Ceiling - National Irish Bank with the Hibernian Banks monogram in the plaster

But around Dublin there is an air of unreality which echoes Brendan Behan’s comment that “The Irish are very popular with themselves!” Buoyed up by Unemployment Benefit of €184 per week, twice the rate it is in a poor country like Germany, the posing classes of Dublin slurp a slow Beaujolais outside the Bailey, buy Manuka Honey at €15 a jar in Fallon & Byrne and spend €6.50 on a pint to dull the pain. Every idle person is involved in a project which consists of some contrived reworking of public subsidy whilst working on their “first novel.” Dublin must have the highest ratio of unpublished first novels per inhabitant in the world. Reading the papers they have lost none of their appetite for self important pontificating reinforcing Behan’s other observation that “they are a nation of master debaters.” The visits by the Queen and Barrack Obama have obscured a certain reality – Ireland you are economically insignificant and the rest of the World truly does not want to bail you out of the mess created by your own Gombeenism.
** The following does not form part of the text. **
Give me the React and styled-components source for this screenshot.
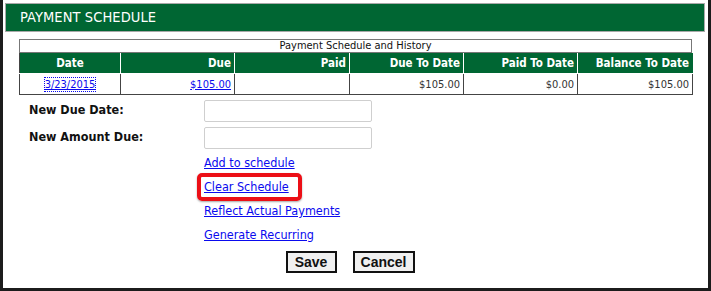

Terminal 2 @ Dublin Airport, a snip at €1.2 Billion

The cost base is still far too high caused by the ludicrous levels of social support which disincentivise employment and effort and the stranglehold of state owned monopolies in energy and healthcare which are expensive conspiracies against the users. The third “Insurance Levy” in 23 continuous years of stupidity has now been imposed on insurance premiums to pay for stupidity and lack of regulation and all the major banks are effectively state owned, as an alternative to going bankrupt. At Dublin Airport the final bitter monument to Celtic Hubris, an overblown €1.2 Bn White Elephant of Terminal 2. Michael O’Leary of Ryanair who campaigned against it has offered €320m for it but I suspect he may be nervous that he is overpaying.

In a country where people such as Gerry Adams and Martin McGuinness who were embedded so deeply in the murderous crypto-fascism of the Provisional IRA can pose as the answer you have to ask “what the hell is the question?” I fear for the future of my Hometown and Country.